Aquatique ironie

Alors qu’on est dans la saison où la nature est dans sa phase généreuse et prodigue, la technique humaine peine, paradoxalement, à remplir sa mission qui est de faciliter les vies bien trop souvent compliquées. Pendant que l’eau manifeste une envahissante omniprésence, elle se fait désirer dans nos robinets. Une des illustrations du paradoxe malgache, une litanie qui parasite les esprits : la disette au milieu de l’abondance.

L’eau que nous offre mère nature peut parfois être sous le signe de l’excès : une quantité qui submerge les rues dont les plus fragiles ne sortent pas indemnes ou qui inondent des villages qui n’ont pas demandé autant d’élan de bienveillance du ciel. Et nonobstant la teinte liquide que prennent nos quotidiens, l’eau fuit les ménages. Les coupures d’eau se font de plus en plus courantes.

On vit alors le supplice de Tantale, ce roi mythique qui, dans un mouvement de défi, a offert subrepticement son fils à manger aux dieux et qui a reçu comme châtiment une faim éternelle, jamais assouvie par les fruits qui sont à portée de sa vue mais qui prennent le large à mesure qu’il s’en approche. Et ainsi peut aussi se matérialiser notre détresse : l’eau, qui sature notre champ de vision, déserte nos salles d’eau.

Si pour Thalès de Milet, l’eau est l’élément primordial d’où tout découle, elle est, pour nous, celle qui apporte des ravages tout en conservant son essence vitale, un côté magnanime qui joue la carte de la rareté dans nos foyers où elle est victime des failles des mains humaines, de la technique qui est dépassée et qui bute sur ses limites, privant de précieuses heures de la journée de l’or bleu.

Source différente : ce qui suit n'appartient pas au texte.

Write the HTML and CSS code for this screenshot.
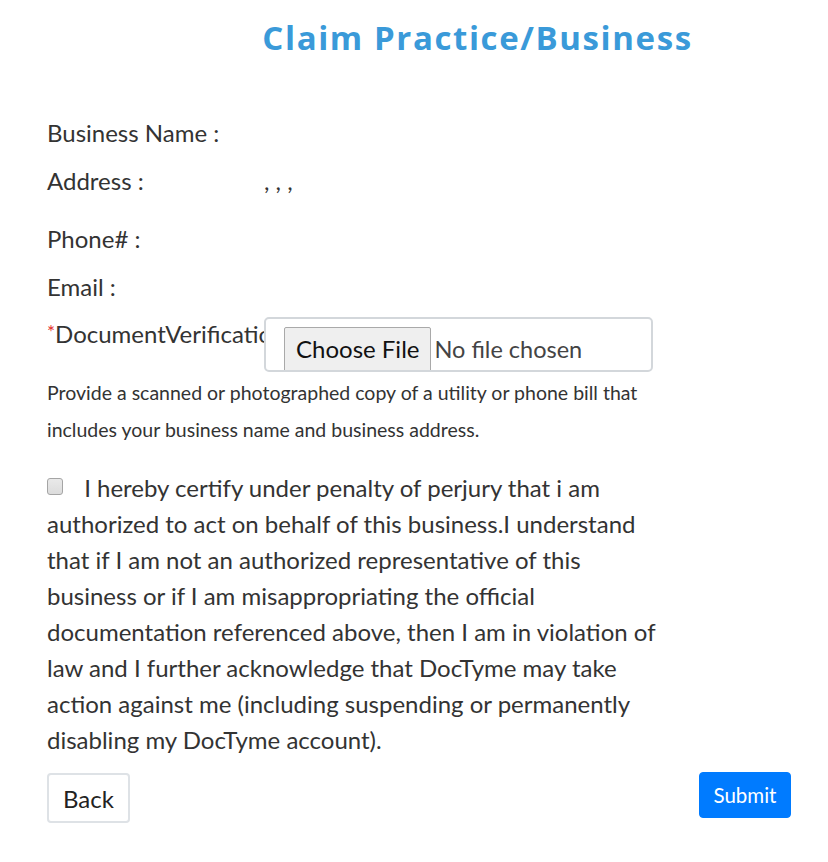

L’eau qui a, pour l’homme, un visage ambivalent qui affiche une ambiguïté où sont présentes, à la fois, la destruction et la bienveillance, semble surtout montrer une face où l’amitié s’est un peu effacée pour arborer celle de l’affirmation de sa supériorité qui peut mettre à mal la mégalomanie humaine et son désir insatiable de tout contrôler. L’eau, qui remplit pourtant nos journées d’été, ne se plie pas à la puissance, qu’on croyait immense, de la technique.

Comme l’hydre de Lerne, l’eau résiste à nos tentatives de la maîtriser en faisant apparaître des têtes monstrueuses. Le savoir de l’homme se heurte à la résistance opiniâtre de fortes têtes de l’eau qui s’expriment dans ce refus de satisfaire pleinement les caprices humains.

Et alors qu’on croyait donc avoir dompté la nature, que notre orgueil est gonflé par la conviction d’avoir domestiqué l’eau, cette dernière peut encore montrer sa supériorité face aux prétentions prométhéennes de l’être humain qui n’a donc toujours pas atteint le but exprimé par Descartes qui est de devenir «maître et possesseur de la nature.»